Tailored Multi‐Scale and Flexible Metamaterial for Broadband Electromagnetic Wave Absorption and Infrared Stealth

Radar-infrared compatible stealth materials are widely used in applications such as electromagnetic protection and infrared thermal surveillance. However, harmonizing radar absorption, infrared stealth, and mechanical flexibility is a difficult challenge. In this work, a flexible metamaterial absorber (SMMA) with a skin-like multi-scale structure capable of achieving radar-IR compatible stealth was fabricated by utilizing freeze-drying and screen-printing techniques. The geometric parameters of the resonant metasurface and the dielectric constant of the SiC@Polyurethane (SiC@Pu) aerogel were optimized through electromagnetic simulations. By integrating metamaterial and SiC@Pu aerogel, this architecture synergizes structural and material losses to significantly enhance electromagnetic wave absorption (MA) performance. The skin-like multi-scale design ensures that incident electromagnetic wave undergo effective attenuation and dissipation. The final SMMA achieves excellent broadband MA performance with an effective bandwidth of 9.27 GHz and a peak reflection loss of -44.3 dB, while significantly reducing the radar cross-section.
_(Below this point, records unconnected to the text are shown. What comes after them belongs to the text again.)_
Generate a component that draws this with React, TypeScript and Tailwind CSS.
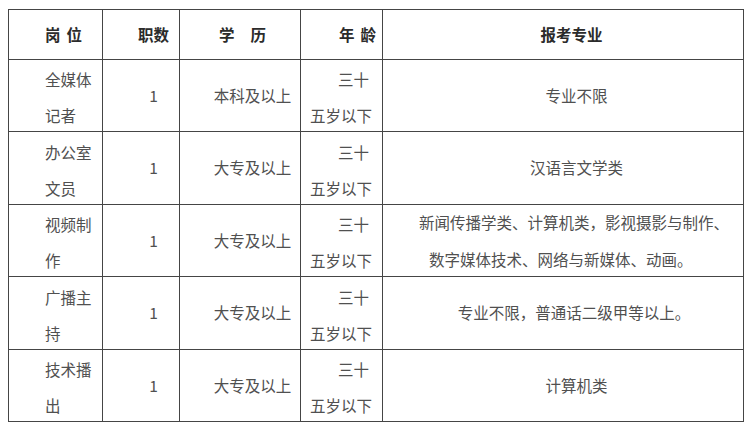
import React from 'react';

interface Row {
  post: [string, string];
  count: string;
  edu: string;
  major: React.ReactNode;
}

const rows: Row[] = [
  { post: ['全媒体', '记者'], count: '1', edu: '本科及以上', major: <span className="pl-[27px]">专业不限</span> },
  { post: ['办公室', '文员'], count: '1', edu: '大专及以上', major: <span className="pl-[27px]">汉语言文学类</span> },
  {
    post: ['视频制', '作'],
    count: '1',
    edu: '大专及以上',
    major: (
      <div className="w-full text-left leading-[37px]">
        <div className="pl-[36px]">新闻传播学类、计算机类，影视摄影与制作、</div>
        <div className="pl-[46px]">数字媒体技术、网络与新媒体、动画。</div>
      </div>
    ),
  },
  { post: ['广播主', '持'], count: '1', edu: '大专及以上', major: <span className="pl-[22px]">专业不限，普通话二级甲等以上。</span> },
  { post: ['技术播', '出'], count: '1', edu: '大专及以上', major: <span className="pl-[27px]">计算机类</span> },
];

const rowHeights = ['h-[72px]', 'h-[73px]', 'h-[72px]', 'h-[73px]', 'h-[72px]'];

const cell = 'border-r border-b border-[#454545] flex items-center';
const head = 'h-[50px] justify-center font-bold text-[#2b2b2b]';

export default function App() {
  return (
    <div
      className="w-[750px] h-[429px] bg-white pl-2 pt-[9px] text-[15.5px] text-[#505050]"
      style={{ fontFamily: '"Noto Sans CJK SC", "Noto Sans", sans-serif' }}
    >
      <div className="w-[736px] border-l border-t border-[#454545] grid grid-cols-[94px_77px_121px_82px_361px]">
        {/* header */}
        <div className={`${cell} ${head} pl-4 gap-[6px]`}>
          <span>岗</span>
          <span>位</span>
        </div>
        <div className={`${cell} ${head} pl-[25px]`}>职数</div>
        <div className={`${cell} ${head} pl-[5px] gap-[16px]`}>
          <span>学</span>
          <span>历</span>
        </div>
        <div className={`${cell} ${head} pl-8 gap-[6px]`}>
          <span>年</span>
          <span>龄</span>
        </div>
        <div className={`${cell} ${head} pl-[17px]`}>报考专业</div>

        {rows.map((r, i) => (
          <React.Fragment key={i}>
            <div className={`${cell} ${rowHeights[i]} pl-[36px]`}>
              <div className="leading-[36px] pt-[3px]">
                <div>{r.post[0]}</div>
                <div>{r.post[1]}</div>
              </div>
            </div>
            <div className={`${cell} ${rowHeights[i]} justify-center pl-[25px]`}>{r.count}</div>
            <div className={`${cell} ${rowHeights[i]} justify-center pl-[25px]`}>{r.edu}</div>
            <div className={`${cell} ${rowHeights[i]} justify-end pr-[10px]`}>
              <div className="leading-[36px] pt-[3px] text-right">
                <div className="pr-[3px]">三十</div>
                <div>五岁以下</div>
              </div>
            </div>
            <div className={`${cell} ${rowHeights[i]} justify-center whitespace-nowrap`}>{r.major}</div>
          </React.Fragment>
        ))}
      </div>
    </div>
  );
}
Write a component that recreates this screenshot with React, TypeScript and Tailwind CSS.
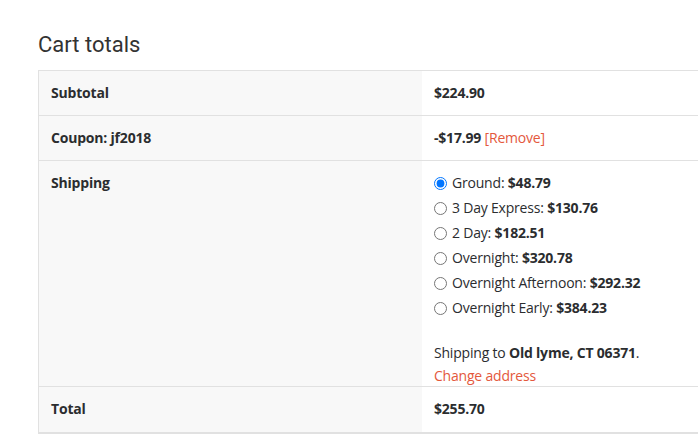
import React from "react";

const rates = [
  { label: "Ground", price: "$48.79", checked: true },
  { label: "3 Day Express", price: "$130.76" },
  { label: "2 Day", price: "$182.51" },
  { label: "Overnight", price: "$320.78" },
  { label: "Overnight Afternoon", price: "$292.32" },
  { label: "Overnight Early", price: "$384.23" },
];

export default function App() {
  return (
    <div
      className="w-[698px] h-[437px] overflow-hidden bg-white pl-[38px] pt-[30px] text-[#2b2d2f]"
      style={{ fontFamily: '"Open Sans", sans-serif' }}
    >
      <h2
        className="text-[22px] leading-[30px] font-normal text-[#333] mb-[10px]"
        style={{ fontFamily: 'Roboto, "Open Sans", sans-serif' }}
      >
        Cart totals
      </h2>
      <div className="w-[700px] border-l border-t border-[#e1e1e1] border-b-2 text-[14px] tracking-[-0.2px]">
        <div className="flex border-b border-[#e1e1e1] h-[45px]">
          <div className="w-[383px] bg-[#f8f8f8] px-[12px] pt-[12px] font-bold leading-[20px]">Subtotal</div>
          <div className="flex-1 px-[12px] pt-[12px] font-bold leading-[20px]">$224.90</div>
        </div>
        <div className="flex border-b border-[#e1e1e1] h-[45px]">
          <div className="w-[383px] bg-[#f8f8f8] px-[12px] pt-[12px] font-bold leading-[20px]">Coupon: jf2018</div>
          <div className="flex-1 px-[12px] pt-[12px] leading-[20px]">
            <span className="font-bold">-$17.99</span>{" "}
            <span className="text-[#e4583c]">[Remove]</span>
          </div>
        </div>
        <div className="flex border-b border-[#e1e1e1] h-[226px]">
          <div className="w-[383px] bg-[#f8f8f8] px-[12px] pt-[12px] font-bold leading-[20px]">Shipping</div>
          <div className="flex-1 px-[12px] pt-[12px] leading-[20px]">
            <ul className="flex flex-col gap-[5px]">
              {rates.map((r) => (
                <li key={r.label} className="flex items-center h-[20px]">
                  <input
                    type="radio"
                    name="ship"
                    defaultChecked={r.checked}
                    className="w-[13px] h-[13px] m-0 mr-[5px] accent-[#0075ff]"
                  />
                  <span>
                    {r.label}: <span className="font-bold">{r.price}</span>
                  </span>
                </li>
              ))}
            </ul>
            <p className="mt-[23px] leading-[23px]">
              Shipping to <span className="font-bold">Old lyme, CT 06371</span>.
            </p>
            <p className="leading-[23px] text-[#e4583c]">Change address</p>
          </div>
        </div>
        <div className="flex h-[45px]">
          <div className="w-[383px] bg-[#f8f8f8] px-[12px] pt-[12px] font-bold leading-[20px]">Total</div>
          <div className="flex-1 px-[12px] pt-[12px] font-bold leading-[20px]">$255.70</div>
        </div>
      </div>
    </div>
  );
}
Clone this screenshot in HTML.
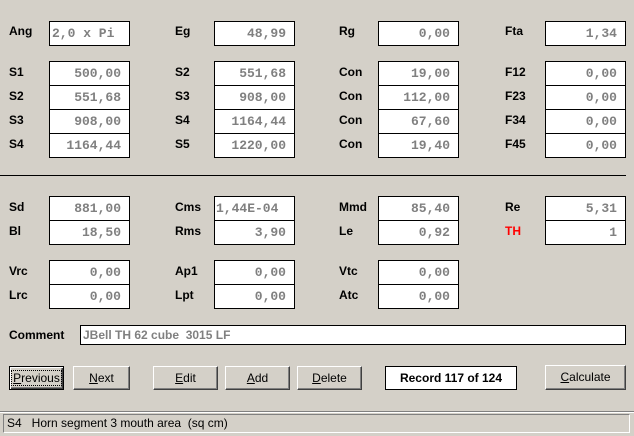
<!DOCTYPE html>
<html><head><style>
body{margin:0;width:634px;height:436px;background:#d4d0c8;position:relative;overflow:hidden;font-family:"Liberation Sans",sans-serif}
.l{position:absolute;font-weight:bold;font-size:12px;color:#000}
.b{position:absolute;box-sizing:border-box;background:#fff;border:1px solid #000;height:25px;width:81px;font-family:"Liberation Mono",monospace;font-size:13px;font-weight:bold;color:#808080;text-align:right;padding-right:8px;line-height:23px;white-space:pre}
.btn{position:absolute;box-sizing:border-box;top:366px;height:24px;background:#d4d0c8;border:1px solid;border-color:#fff #404040 #404040 #fff;box-shadow:inset -1px -1px 0 #808080;font-size:12px;text-align:center;line-height:22px}
</style></head><body>
<div class="l" style="left:9px;top:24px">Ang</div><div class="b" style="left:49px;top:21px;text-align:left;padding-left:2px">2,0 x Pi</div>
<div class="l" style="left:175px;top:24px">Eg</div><div class="b" style="left:214px;top:21px">48,99</div>
<div class="l" style="left:339px;top:24px">Rg</div><div class="b" style="left:378px;top:21px">0,00</div>
<div class="l" style="left:505px;top:24px">Fta</div><div class="b" style="left:545px;top:21px">1,34</div>

<div class="l" style="left:9px;top:65px">S1</div><div class="b" style="left:49px;top:61px">500,00</div>
<div class="l" style="left:9px;top:89px">S2</div><div class="b" style="left:49px;top:85px">551,68</div>
<div class="l" style="left:9px;top:113px">S3</div><div class="b" style="left:49px;top:109px">908,00</div>
<div class="l" style="left:9px;top:137px">S4</div><div class="b" style="left:49px;top:133px">1164,44</div>

<div class="l" style="left:175px;top:65px">S2</div><div class="b" style="left:214px;top:61px">551,68</div>
<div class="l" style="left:175px;top:89px">S3</div><div class="b" style="left:214px;top:85px">908,00</div>
<div class="l" style="left:175px;top:113px">S4</div><div class="b" style="left:214px;top:109px">1164,44</div>
<div class="l" style="left:175px;top:137px">S5</div><div class="b" style="left:214px;top:133px">1220,00</div>

<div class="l" style="left:339px;top:65px">Con</div><div class="b" style="left:378px;top:61px">19,00</div>
<div class="l" style="left:339px;top:89px">Con</div><div class="b" style="left:378px;top:85px">112,00</div>
<div class="l" style="left:339px;top:113px">Con</div><div class="b" style="left:378px;top:109px">67,60</div>
<div class="l" style="left:339px;top:137px">Con</div><div class="b" style="left:378px;top:133px">19,40</div>

<div class="l" style="left:505px;top:65px">F12</div><div class="b" style="left:545px;top:61px">0,00</div>
<div class="l" style="left:505px;top:89px">F23</div><div class="b" style="left:545px;top:85px">0,00</div>
<div class="l" style="left:505px;top:113px">F34</div><div class="b" style="left:545px;top:109px">0,00</div>
<div class="l" style="left:505px;top:137px">F45</div><div class="b" style="left:545px;top:133px">0,00</div>

<div style="position:absolute;left:0;top:175px;width:626px;height:1px;background:#000"></div>

<div class="l" style="left:9px;top:200px">Sd</div><div class="b" style="left:49px;top:196px">881,00</div>
<div class="l" style="left:9px;top:224px">Bl</div><div class="b" style="left:49px;top:220px">18,50</div>
<div class="l" style="left:175px;top:200px">Cms</div><div class="b" style="left:214px;top:196px;text-align:left;padding-left:1px">1,44E-04</div>
<div class="l" style="left:175px;top:224px">Rms</div><div class="b" style="left:214px;top:220px">3,90</div>
<div class="l" style="left:339px;top:200px">Mmd</div><div class="b" style="left:378px;top:196px">85,40</div>
<div class="l" style="left:339px;top:224px">Le</div><div class="b" style="left:378px;top:220px">0,92</div>
<div class="l" style="left:505px;top:200px">Re</div><div class="b" style="left:545px;top:196px">5,31</div>
<div class="l" style="left:505px;top:224px;color:#f00">TH</div><div class="b" style="left:545px;top:220px">1</div>

<div class="l" style="left:9px;top:264px">Vrc</div><div class="b" style="left:49px;top:260px">0,00</div>
<div class="l" style="left:9px;top:288px">Lrc</div><div class="b" style="left:49px;top:284px">0,00</div>
<div class="l" style="left:175px;top:264px">Ap1</div><div class="b" style="left:214px;top:260px">0,00</div>
<div class="l" style="left:175px;top:288px">Lpt</div><div class="b" style="left:214px;top:284px">0,00</div>
<div class="l" style="left:339px;top:264px">Vtc</div><div class="b" style="left:378px;top:260px">0,00</div>
<div class="l" style="left:339px;top:288px">Atc</div><div class="b" style="left:378px;top:284px">0,00</div>

<div class="l" style="left:9px;top:328px">Comment</div>
<div class="b" style="left:80px;top:325px;width:546px;height:20px;line-height:18px;text-align:left;padding-left:2px;font-family:'Liberation Sans',sans-serif;font-weight:bold;font-size:12px">JBell TH 62 cube  3015 LF</div>

<div class="btn" style="left:9px;width:55px;border:1px solid #000;box-shadow:inset 1px 1px 0 #fff,inset -1px -1px 0 #404040,inset -2px -2px 0 #808080"><span style="outline:1px dotted #000;padding:0 1px"><u>P</u>revious</span></div>
<div class="btn" style="left:73px;width:57px"><u>N</u>ext</div>
<div class="btn" style="left:153px;width:65px"><u>E</u>dit</div>
<div class="btn" style="left:225px;width:65px"><u>A</u>dd</div>
<div class="btn" style="left:297px;width:65px"><u>D</u>elete</div>
<div style="position:absolute;left:385px;top:366px;width:132px;height:24px;box-sizing:border-box;background:#fff;border:1px solid #000;font-weight:bold;font-size:12px;text-align:center;line-height:22px">Record 117 of 124</div>
<div class="btn" style="left:545px;top:365px;width:81px;height:25px"><u>C</u>alculate</div>

<div style="position:absolute;left:0;top:411px;width:634px;height:1px;background:#808080"></div>
<div style="position:absolute;left:0;top:412px;width:634px;height:1px;background:#fff"></div>
<div style="position:absolute;left:3px;top:414px;width:627px;height:19px;box-sizing:border-box;border:1px solid;border-color:#808080 #fff #fff #808080;font-size:12px;line-height:17px;padding-left:3px">S4&nbsp;&nbsp; Horn segment 3 mouth area&nbsp; (sq cm)</div>
</body></html>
Meanwhile, the hierarchically porous aerogel exhibits excellent thermal insulation, maintaining a surface temperature nearly 48°C lower than a 100°C heat source, thereby effectively suppressing the infrared signature. This research demonstrates a design strategy for skin-like, multi-scale metamaterial absorbers, providing a pathway toward advanced, flexible, radar-infrared compatible stealth materials.